# Homework Help: Back with more questions

1. Dec 15, 2004

### Kimorto

Thanx for everyone who has helped so far.
(This is not homework, I'm doing problems to study for my final that is in less than 3 hours).
This next question i'm having a hard time with is...

A 2150-kg truck is traveling along a straight,level road at a constant speed of 55.0km/h (15.8m/s) when the driver removes his foot from the accelerator. After 21.0 seconds, the truck's speed is 33.0 km/h (9.2m/s). What is the magnitude of the average net force acting on the truck during the 21.0 second interval?

The answer is 626 N but I have no idea on how to get to it.

2. Dec 15, 2004

### marlon

This is one dimensional movement along a straight line...

$$v_f = v_i - a * t$$. where i and f denote initian and final...

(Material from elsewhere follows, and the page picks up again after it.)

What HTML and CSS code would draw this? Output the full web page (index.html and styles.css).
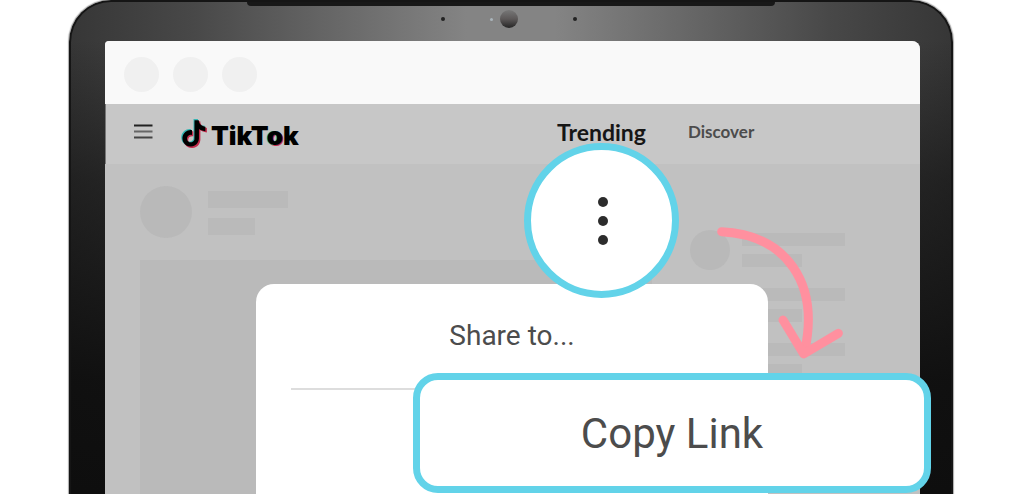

just try it and multiply with m to find the force...

regards
marlon

3. Dec 15, 2004

### Kimorto

Marlon, that doesn't seem right, I keep getting 675 and the answer says its 626 (multiple choice question, closest answer is 626, and teacher said answer is 626)

4. Dec 15, 2004

### marlon

yes, i see your point though i am quite certain of this...

regards
marlon...

perhaps someone else can help...

5. Dec 15, 2004

### cyby

F = dp/dt = m(v_2 - v_1)/ t = 2150kg(9.2m/s - 15.8m/s)/21s ~ 675

675 has to be right. Your book/teacher is wrong :P

6. May 19, 2010

### poopyphysics

you have your conversions wrong.. 55 km/h is 15.3 m/s not 15.8 m/s. The rest is correct.